■ AIM OF THE EXERCISE:
Please list all lines of the material below in which the string "component" occurs.

——————

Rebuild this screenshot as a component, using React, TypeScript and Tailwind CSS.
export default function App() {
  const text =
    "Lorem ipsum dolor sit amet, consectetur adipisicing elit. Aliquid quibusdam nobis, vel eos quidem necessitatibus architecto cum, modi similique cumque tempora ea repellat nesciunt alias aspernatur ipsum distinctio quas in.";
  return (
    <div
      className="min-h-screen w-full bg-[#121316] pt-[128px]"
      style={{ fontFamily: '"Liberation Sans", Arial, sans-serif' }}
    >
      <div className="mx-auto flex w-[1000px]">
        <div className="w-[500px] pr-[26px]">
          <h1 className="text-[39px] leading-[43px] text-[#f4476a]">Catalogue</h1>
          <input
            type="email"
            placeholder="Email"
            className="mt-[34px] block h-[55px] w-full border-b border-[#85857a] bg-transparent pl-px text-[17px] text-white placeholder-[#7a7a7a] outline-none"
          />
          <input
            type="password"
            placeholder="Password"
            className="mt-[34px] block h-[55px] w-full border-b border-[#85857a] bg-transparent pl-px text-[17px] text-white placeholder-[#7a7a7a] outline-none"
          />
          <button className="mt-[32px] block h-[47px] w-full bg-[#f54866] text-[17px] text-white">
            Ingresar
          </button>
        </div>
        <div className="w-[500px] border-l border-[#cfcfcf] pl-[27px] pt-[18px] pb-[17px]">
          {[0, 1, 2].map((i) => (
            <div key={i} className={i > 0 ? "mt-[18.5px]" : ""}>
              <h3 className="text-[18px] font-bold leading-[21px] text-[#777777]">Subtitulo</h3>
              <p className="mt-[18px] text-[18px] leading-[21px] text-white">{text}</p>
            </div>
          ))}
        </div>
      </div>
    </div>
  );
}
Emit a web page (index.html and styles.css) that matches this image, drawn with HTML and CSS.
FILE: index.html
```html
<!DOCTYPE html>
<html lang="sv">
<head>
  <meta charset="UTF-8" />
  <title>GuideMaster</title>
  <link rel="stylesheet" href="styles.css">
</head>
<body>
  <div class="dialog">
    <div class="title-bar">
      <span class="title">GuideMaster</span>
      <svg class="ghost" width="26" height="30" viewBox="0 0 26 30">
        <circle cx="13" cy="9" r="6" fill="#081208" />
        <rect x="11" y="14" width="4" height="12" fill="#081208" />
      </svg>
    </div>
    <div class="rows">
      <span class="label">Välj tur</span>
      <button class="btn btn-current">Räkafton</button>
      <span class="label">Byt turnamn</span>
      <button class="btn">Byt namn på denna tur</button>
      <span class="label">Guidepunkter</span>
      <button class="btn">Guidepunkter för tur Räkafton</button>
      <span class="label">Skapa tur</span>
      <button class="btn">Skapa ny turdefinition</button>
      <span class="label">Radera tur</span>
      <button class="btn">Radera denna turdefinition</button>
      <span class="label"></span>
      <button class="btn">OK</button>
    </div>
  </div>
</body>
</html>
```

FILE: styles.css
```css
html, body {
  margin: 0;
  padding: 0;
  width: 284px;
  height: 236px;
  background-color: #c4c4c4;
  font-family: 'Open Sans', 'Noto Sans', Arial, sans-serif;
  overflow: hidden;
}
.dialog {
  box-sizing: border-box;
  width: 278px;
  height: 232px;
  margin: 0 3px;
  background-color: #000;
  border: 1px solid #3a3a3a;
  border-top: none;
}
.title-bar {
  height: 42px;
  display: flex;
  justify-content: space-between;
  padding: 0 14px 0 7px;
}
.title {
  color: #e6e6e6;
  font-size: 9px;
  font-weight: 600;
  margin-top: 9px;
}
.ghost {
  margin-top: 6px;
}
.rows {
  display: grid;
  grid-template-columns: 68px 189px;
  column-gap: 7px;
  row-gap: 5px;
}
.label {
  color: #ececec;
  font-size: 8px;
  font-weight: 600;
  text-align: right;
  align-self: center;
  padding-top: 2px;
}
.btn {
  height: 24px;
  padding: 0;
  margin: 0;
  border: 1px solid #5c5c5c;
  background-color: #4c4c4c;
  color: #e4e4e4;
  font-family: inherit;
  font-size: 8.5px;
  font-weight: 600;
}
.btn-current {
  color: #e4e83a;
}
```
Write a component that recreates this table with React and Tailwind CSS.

——————

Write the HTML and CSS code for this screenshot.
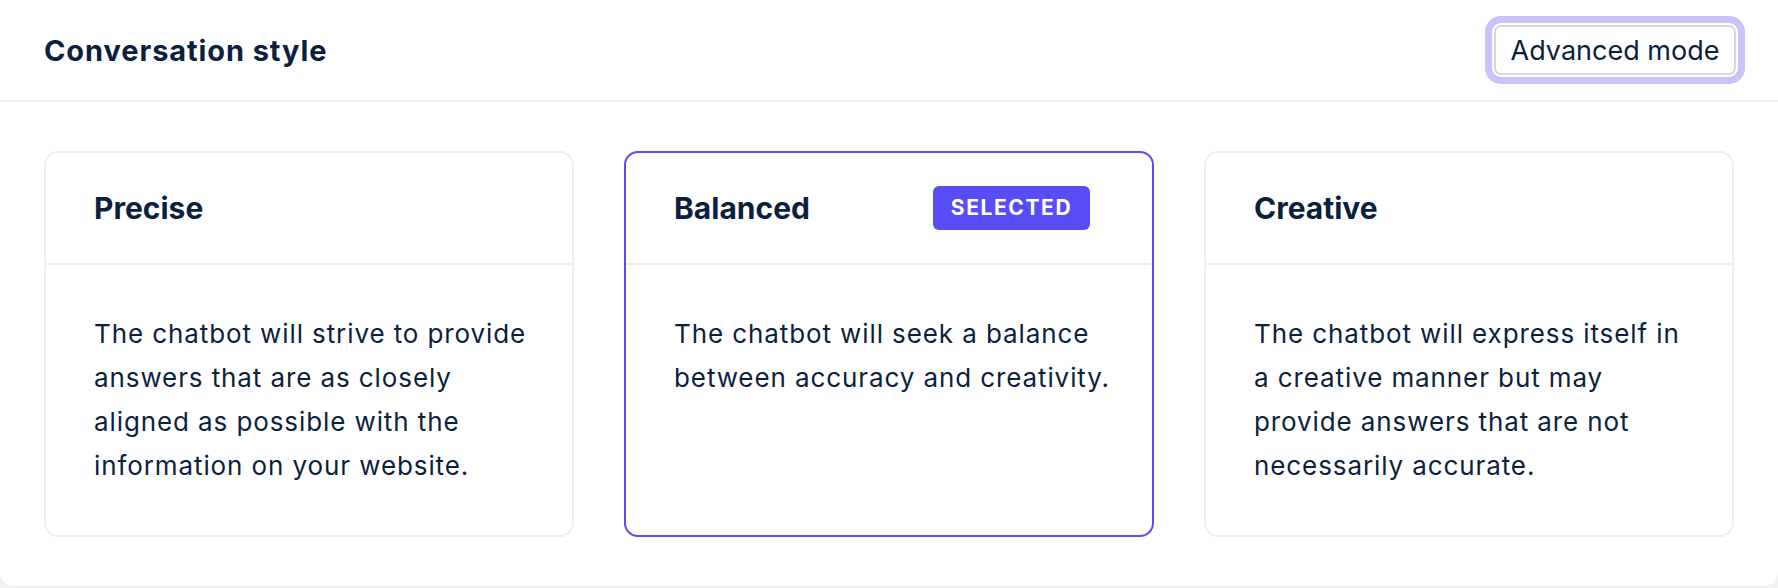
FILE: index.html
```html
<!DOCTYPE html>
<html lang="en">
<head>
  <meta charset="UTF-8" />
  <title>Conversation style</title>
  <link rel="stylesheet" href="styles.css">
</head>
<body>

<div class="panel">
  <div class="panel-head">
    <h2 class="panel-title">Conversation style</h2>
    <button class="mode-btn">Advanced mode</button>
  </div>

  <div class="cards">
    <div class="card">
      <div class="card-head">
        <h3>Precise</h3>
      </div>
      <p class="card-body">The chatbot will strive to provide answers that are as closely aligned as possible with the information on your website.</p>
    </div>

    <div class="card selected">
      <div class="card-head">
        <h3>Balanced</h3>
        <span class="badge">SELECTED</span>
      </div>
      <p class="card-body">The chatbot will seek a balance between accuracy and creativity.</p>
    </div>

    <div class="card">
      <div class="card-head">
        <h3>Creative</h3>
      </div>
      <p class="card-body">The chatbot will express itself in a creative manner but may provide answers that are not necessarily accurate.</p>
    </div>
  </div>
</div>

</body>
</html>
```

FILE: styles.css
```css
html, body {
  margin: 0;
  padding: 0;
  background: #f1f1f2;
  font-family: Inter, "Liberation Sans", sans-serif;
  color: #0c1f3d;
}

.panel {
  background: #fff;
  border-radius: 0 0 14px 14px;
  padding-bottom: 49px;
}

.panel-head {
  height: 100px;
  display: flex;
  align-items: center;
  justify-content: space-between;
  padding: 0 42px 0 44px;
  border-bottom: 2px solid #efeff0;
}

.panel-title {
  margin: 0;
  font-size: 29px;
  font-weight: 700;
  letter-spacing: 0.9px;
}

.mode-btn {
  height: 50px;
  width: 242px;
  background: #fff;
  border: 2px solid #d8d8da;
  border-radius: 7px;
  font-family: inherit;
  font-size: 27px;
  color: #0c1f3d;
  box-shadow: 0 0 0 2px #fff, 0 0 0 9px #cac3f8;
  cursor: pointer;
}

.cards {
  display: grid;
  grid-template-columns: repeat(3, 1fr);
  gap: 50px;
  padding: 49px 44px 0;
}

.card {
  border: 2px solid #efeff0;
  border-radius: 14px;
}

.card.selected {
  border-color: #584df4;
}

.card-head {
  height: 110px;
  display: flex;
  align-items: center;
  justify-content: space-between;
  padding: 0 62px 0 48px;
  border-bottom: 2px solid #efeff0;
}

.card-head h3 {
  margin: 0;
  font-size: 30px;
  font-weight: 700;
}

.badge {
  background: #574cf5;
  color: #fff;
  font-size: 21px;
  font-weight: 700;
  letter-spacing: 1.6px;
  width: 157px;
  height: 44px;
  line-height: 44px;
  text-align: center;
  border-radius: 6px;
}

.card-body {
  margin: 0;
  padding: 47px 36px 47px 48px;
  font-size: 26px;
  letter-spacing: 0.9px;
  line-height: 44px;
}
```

——————

■ EXERCISE OUTPUT:
Rebuild this screenshot as a component, using React, TypeScript and Tailwind CSS.
Write a component that recreates this table with React and Tailwind CSS.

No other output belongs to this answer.